Copy everything from the line with "Output the component" down to the line with "import React from", inclusive of both, exactly as written; leave out all pictures.

TASK MATERIAL:
= = =
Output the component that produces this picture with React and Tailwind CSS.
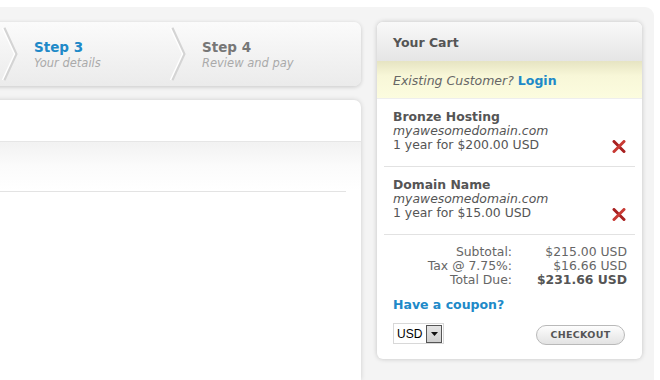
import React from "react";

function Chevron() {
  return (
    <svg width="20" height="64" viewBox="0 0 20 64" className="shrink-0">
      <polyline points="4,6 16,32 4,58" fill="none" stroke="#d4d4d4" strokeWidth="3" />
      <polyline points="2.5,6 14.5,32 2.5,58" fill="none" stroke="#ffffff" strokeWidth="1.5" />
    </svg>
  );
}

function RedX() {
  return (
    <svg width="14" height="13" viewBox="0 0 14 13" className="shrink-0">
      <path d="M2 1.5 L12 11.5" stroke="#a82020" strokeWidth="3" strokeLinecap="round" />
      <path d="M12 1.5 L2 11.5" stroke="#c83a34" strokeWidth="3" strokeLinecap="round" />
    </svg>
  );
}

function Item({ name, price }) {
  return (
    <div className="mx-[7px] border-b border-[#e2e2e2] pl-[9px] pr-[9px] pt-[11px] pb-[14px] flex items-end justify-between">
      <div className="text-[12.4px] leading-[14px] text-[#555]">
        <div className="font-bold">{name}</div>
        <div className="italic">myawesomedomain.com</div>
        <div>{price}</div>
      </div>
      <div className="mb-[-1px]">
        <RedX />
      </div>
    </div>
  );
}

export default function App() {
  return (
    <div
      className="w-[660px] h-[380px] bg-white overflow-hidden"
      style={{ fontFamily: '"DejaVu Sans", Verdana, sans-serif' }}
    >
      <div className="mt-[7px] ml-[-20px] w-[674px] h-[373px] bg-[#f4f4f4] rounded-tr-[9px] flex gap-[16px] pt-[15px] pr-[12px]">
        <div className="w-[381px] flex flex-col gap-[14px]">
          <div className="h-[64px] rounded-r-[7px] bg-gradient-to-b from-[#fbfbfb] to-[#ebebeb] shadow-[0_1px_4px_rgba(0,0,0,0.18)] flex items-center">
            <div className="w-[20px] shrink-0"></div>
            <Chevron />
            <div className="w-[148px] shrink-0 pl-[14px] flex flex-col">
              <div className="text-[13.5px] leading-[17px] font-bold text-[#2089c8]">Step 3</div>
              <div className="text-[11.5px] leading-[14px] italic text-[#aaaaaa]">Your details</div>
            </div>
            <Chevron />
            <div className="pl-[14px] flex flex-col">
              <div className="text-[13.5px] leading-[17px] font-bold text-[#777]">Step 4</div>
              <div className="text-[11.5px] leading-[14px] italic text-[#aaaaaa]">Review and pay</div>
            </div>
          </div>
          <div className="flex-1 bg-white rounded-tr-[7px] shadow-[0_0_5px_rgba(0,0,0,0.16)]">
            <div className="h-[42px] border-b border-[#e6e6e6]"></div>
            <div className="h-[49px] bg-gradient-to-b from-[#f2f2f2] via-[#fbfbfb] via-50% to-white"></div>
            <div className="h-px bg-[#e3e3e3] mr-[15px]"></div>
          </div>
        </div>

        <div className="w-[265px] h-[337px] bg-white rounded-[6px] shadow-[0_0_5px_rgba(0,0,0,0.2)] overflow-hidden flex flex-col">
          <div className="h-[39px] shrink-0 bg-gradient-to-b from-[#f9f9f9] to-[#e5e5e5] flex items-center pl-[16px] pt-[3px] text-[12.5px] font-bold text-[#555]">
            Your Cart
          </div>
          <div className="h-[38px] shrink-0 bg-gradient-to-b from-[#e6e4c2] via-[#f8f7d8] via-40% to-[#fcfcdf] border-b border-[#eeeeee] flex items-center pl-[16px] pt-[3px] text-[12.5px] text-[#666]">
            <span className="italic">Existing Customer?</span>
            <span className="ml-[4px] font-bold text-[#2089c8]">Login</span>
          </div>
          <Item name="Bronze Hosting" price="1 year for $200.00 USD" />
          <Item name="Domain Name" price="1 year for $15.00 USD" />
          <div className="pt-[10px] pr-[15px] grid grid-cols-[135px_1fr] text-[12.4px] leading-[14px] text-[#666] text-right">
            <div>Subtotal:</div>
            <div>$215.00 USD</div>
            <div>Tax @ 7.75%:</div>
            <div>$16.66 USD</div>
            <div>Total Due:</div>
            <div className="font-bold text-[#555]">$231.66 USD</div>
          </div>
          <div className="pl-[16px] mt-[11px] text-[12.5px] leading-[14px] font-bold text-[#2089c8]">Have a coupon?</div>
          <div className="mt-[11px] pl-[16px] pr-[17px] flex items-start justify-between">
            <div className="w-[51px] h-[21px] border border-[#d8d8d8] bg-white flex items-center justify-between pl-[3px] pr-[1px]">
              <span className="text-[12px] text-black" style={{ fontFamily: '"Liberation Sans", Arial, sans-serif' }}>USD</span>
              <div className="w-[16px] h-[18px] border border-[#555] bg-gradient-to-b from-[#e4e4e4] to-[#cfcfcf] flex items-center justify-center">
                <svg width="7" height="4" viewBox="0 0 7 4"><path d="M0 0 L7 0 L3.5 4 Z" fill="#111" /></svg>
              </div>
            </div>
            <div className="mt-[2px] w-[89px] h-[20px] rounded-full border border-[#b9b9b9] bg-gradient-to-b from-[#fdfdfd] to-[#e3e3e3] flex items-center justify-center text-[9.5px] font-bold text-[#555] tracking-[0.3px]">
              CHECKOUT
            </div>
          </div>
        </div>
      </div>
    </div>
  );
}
= = =
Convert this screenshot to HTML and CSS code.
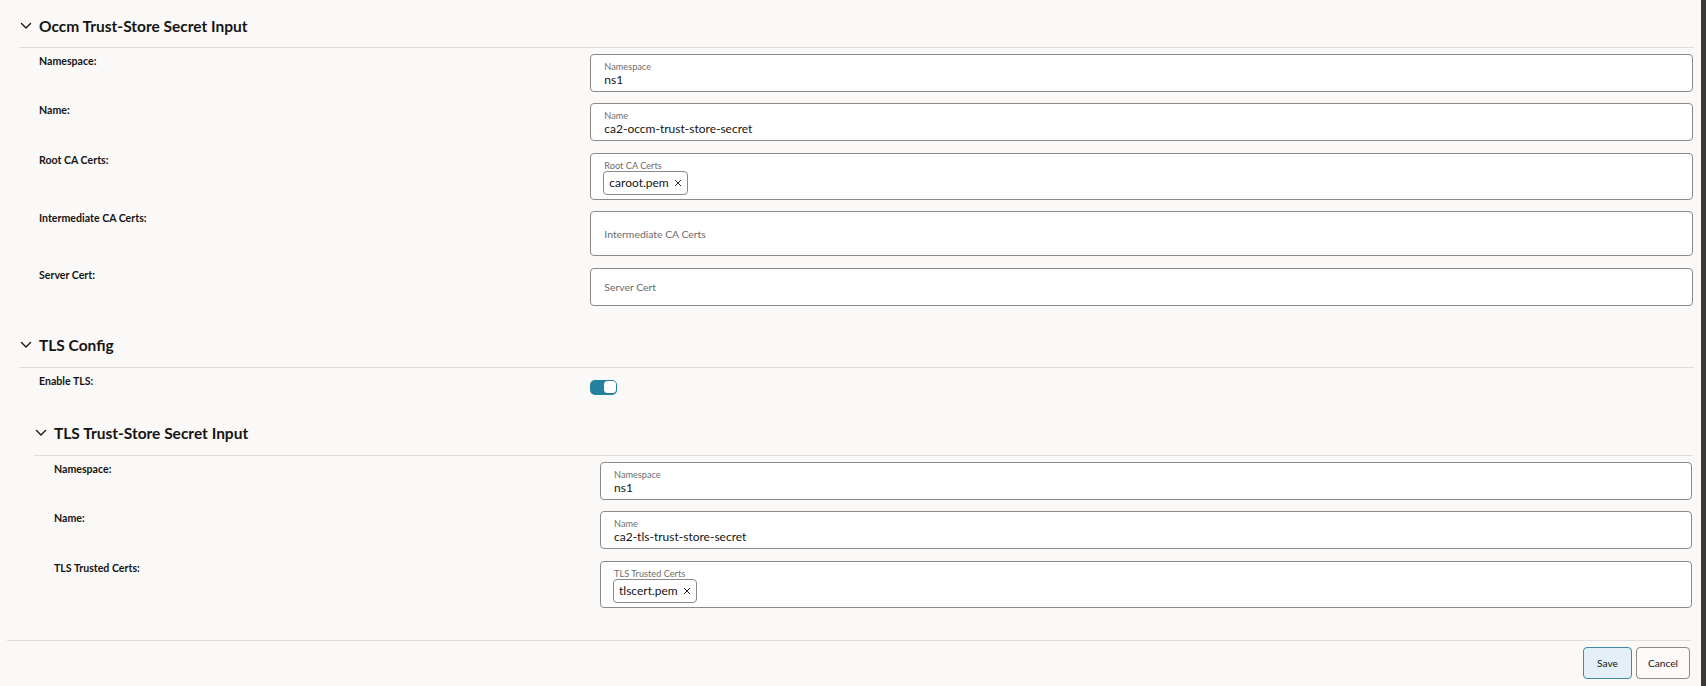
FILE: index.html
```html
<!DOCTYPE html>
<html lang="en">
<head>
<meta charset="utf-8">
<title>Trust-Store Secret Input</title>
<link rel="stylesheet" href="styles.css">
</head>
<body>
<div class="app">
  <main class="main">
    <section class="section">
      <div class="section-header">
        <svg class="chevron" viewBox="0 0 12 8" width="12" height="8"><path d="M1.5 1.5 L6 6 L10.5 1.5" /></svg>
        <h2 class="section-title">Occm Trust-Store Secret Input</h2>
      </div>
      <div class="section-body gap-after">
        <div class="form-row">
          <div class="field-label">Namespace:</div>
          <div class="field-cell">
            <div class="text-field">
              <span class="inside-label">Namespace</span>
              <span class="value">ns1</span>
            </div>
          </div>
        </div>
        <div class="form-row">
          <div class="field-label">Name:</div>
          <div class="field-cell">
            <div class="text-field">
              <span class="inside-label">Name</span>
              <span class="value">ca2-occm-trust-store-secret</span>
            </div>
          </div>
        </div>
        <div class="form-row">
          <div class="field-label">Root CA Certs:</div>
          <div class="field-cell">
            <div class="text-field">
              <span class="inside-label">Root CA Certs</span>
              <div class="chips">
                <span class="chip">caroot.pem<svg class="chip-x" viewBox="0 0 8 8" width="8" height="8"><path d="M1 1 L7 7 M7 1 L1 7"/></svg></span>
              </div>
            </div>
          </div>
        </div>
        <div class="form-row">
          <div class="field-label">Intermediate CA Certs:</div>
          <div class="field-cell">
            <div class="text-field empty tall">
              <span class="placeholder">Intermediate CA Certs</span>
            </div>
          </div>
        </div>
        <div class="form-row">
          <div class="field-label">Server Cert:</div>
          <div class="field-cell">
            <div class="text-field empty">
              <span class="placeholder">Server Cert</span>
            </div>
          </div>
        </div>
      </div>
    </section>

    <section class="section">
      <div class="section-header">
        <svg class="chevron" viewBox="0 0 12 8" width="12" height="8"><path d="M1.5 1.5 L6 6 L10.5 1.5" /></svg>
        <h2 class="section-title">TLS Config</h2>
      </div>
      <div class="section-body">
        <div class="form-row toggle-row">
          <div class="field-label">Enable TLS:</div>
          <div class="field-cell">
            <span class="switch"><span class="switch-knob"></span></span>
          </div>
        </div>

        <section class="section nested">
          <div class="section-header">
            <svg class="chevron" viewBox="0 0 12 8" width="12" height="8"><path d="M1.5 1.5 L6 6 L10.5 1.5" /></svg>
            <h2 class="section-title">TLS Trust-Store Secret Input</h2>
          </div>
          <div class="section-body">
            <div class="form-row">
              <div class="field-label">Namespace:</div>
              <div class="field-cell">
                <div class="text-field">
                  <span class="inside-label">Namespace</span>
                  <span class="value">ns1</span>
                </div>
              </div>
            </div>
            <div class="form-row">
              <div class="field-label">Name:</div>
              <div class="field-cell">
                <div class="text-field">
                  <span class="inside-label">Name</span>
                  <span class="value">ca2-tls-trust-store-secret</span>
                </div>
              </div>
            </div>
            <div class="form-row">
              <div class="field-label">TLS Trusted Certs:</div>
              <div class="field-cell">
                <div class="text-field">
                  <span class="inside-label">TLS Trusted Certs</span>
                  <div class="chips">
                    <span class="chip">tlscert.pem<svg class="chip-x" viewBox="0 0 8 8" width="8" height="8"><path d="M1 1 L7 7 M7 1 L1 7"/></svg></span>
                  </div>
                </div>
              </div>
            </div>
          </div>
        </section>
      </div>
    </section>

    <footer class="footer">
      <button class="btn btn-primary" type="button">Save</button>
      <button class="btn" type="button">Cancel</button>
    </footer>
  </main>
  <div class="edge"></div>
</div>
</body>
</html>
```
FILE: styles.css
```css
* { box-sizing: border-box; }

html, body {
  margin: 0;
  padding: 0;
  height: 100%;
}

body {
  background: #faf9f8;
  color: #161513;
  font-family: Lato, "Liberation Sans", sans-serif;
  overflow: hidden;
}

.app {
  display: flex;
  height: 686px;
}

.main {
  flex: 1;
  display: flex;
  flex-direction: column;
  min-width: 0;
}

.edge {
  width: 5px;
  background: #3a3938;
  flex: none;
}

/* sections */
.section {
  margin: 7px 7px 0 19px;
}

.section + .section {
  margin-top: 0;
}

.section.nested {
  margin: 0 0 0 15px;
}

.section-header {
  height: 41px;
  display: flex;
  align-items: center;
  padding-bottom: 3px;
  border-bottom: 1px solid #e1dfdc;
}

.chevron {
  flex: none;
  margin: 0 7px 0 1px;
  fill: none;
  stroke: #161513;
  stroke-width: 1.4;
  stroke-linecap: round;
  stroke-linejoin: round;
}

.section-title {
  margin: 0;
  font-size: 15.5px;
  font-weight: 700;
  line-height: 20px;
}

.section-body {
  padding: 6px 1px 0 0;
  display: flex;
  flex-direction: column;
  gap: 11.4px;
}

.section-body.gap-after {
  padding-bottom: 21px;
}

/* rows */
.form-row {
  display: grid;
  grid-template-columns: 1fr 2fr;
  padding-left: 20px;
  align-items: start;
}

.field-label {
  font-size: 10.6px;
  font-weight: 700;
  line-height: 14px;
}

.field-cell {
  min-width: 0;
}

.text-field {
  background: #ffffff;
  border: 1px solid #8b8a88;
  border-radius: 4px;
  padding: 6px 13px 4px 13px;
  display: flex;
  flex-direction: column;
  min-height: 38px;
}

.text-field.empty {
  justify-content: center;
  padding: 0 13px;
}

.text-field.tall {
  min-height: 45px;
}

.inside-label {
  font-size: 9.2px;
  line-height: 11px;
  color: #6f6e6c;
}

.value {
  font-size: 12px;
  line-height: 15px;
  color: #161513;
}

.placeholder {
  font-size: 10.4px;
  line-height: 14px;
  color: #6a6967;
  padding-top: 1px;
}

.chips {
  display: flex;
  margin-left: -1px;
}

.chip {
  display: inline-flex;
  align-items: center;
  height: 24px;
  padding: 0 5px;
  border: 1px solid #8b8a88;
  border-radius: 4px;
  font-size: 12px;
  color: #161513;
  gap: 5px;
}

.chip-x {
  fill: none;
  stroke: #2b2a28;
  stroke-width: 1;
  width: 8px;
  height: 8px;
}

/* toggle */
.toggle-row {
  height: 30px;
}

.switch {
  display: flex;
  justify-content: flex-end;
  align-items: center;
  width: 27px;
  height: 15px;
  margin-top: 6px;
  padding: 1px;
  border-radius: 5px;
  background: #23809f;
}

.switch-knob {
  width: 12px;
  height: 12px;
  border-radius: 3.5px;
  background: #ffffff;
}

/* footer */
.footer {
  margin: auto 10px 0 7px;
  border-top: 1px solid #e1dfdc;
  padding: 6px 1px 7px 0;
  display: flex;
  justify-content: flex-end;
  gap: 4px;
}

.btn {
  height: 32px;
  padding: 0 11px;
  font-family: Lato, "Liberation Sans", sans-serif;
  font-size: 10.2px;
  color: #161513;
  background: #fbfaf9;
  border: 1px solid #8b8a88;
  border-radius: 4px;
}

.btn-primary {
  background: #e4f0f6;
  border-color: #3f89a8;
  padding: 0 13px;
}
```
= = =
RESULT FOR THIS EXERCISE:
Output the component that produces this picture with React and Tailwind CSS.
import React from "react";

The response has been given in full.